The volume contains four novels and 56 short stories about the Great Detective in 1,122 pages. It has that cozy old-book smell, and its pages are a little foxed but not brittle.
More comforting than the physical book are the stories. I first read them when I was a teenager and have re-read them countless times since, so opening them now is like visiting a former home, if your former home were Victorian London.
That’s part of what I love: Doyle’s deployment of a richly detailed, evocative setting. Whether it’s the jam-packed city streets, the hound-haunted moors or the tobacco-scented clutter of 221B Baker Street, it’s a world I never tire of, just as I always enjoy John Watson’s gentlemanly, rational and sometimes clueless voice.
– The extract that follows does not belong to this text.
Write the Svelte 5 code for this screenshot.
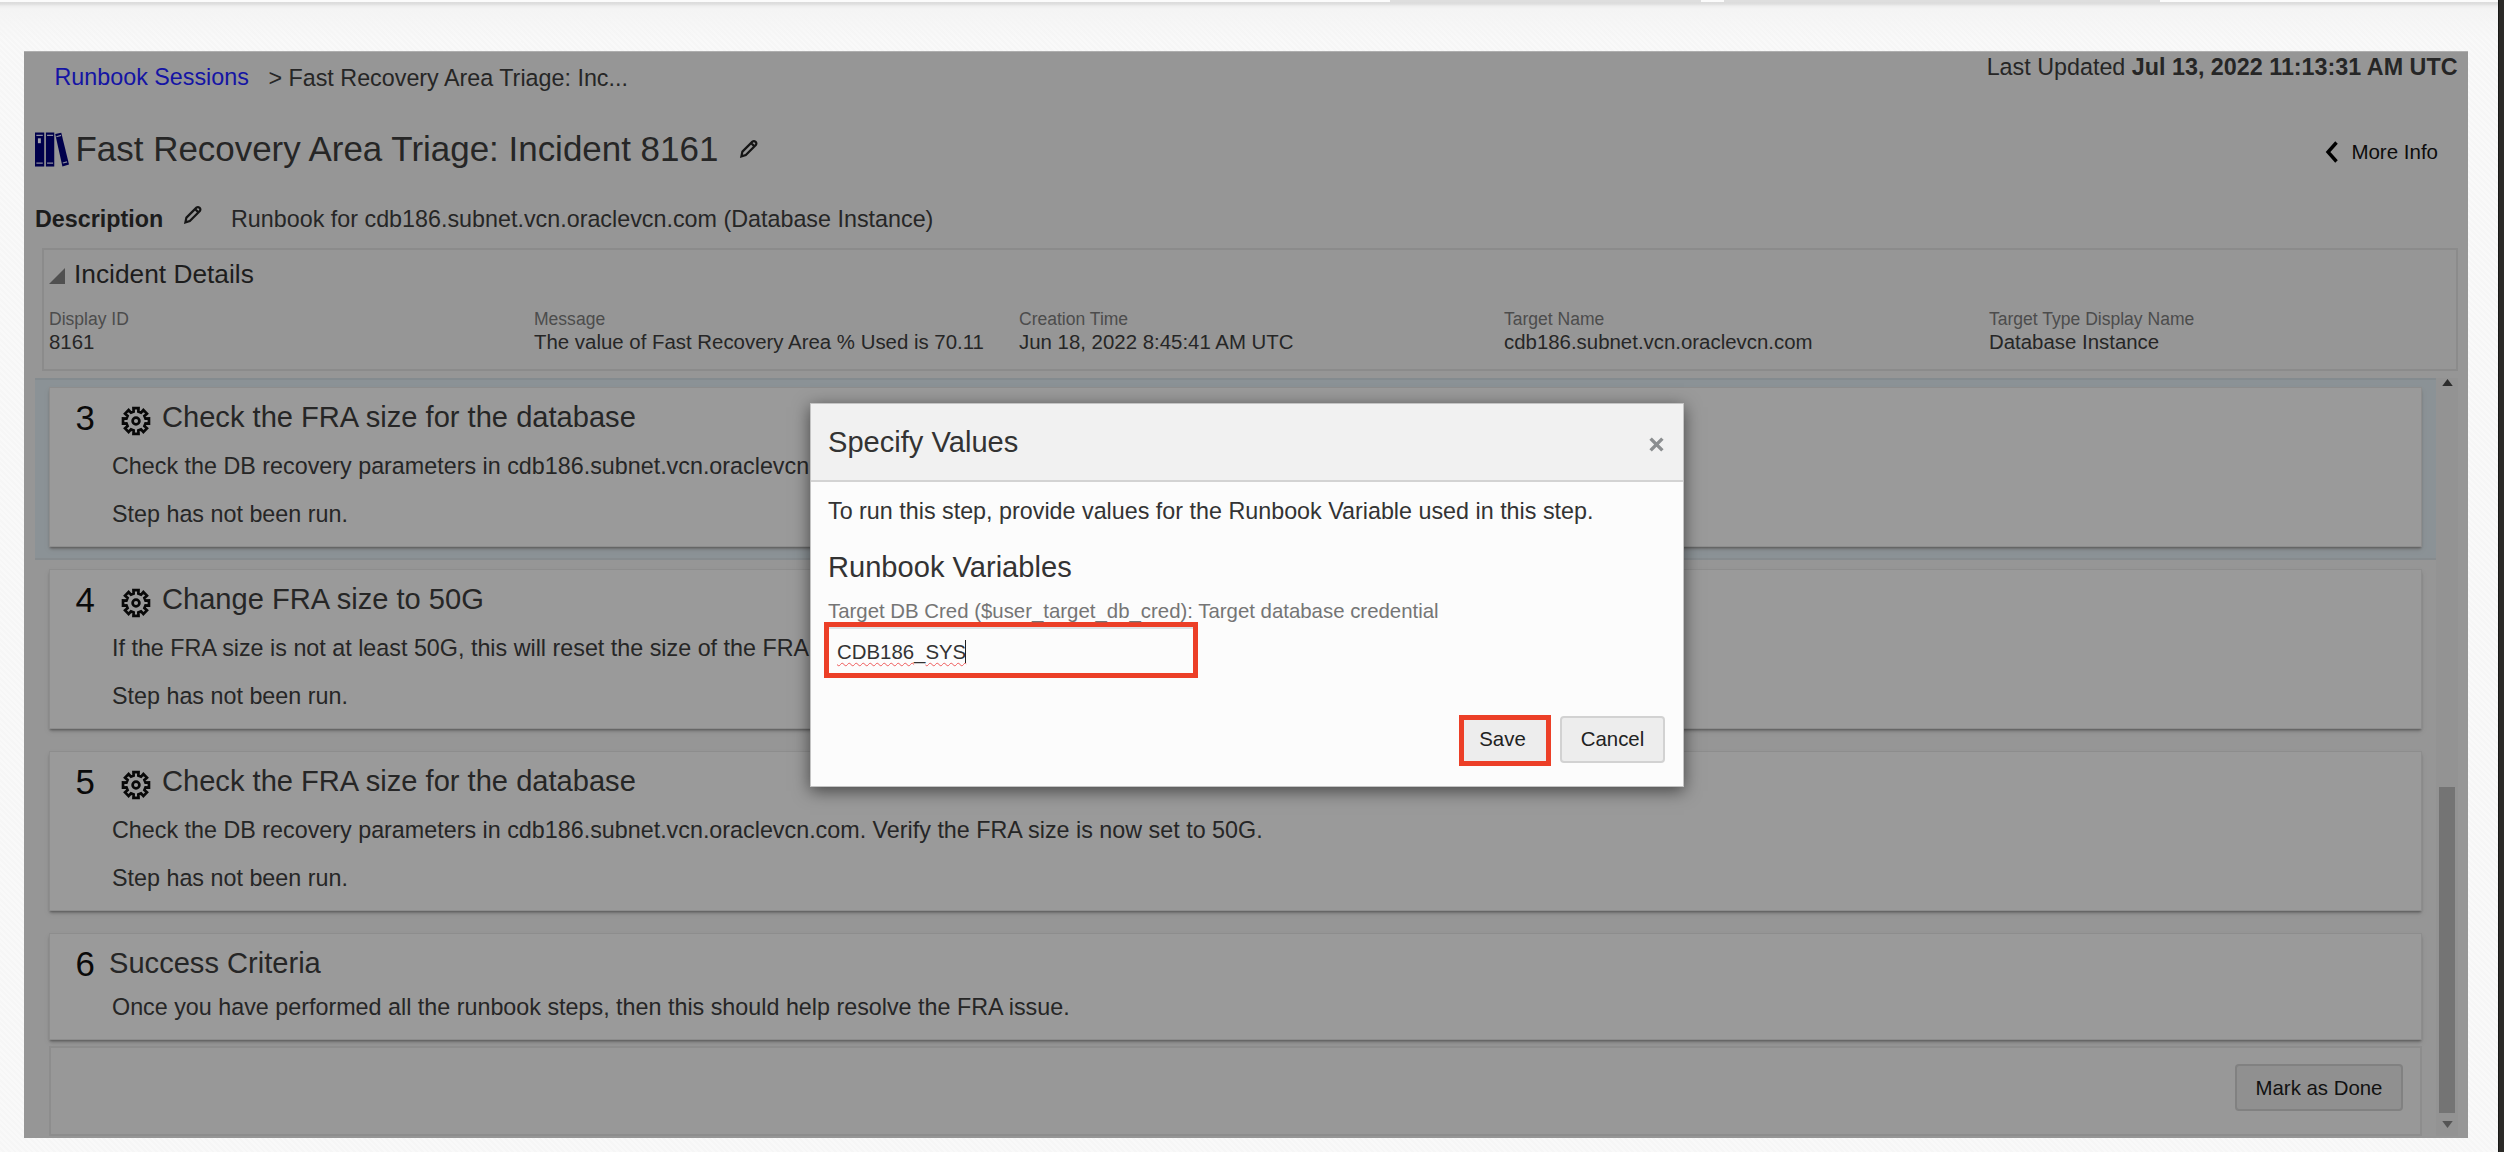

The main attraction, of course, is Sherlock Holmes. He’s the ur-detective, arguably the ur-superhero. But what makes him so comforting right now is his utter confidence and control. No matter how bizarre, how frightening, how inexplicable a crime might be, to Holmes it is simply a problem to be solved — and solve it he does. Power, fame and money mean nothing to him; his satisfaction comes from finding the truth and making things right. In these pages, he always does.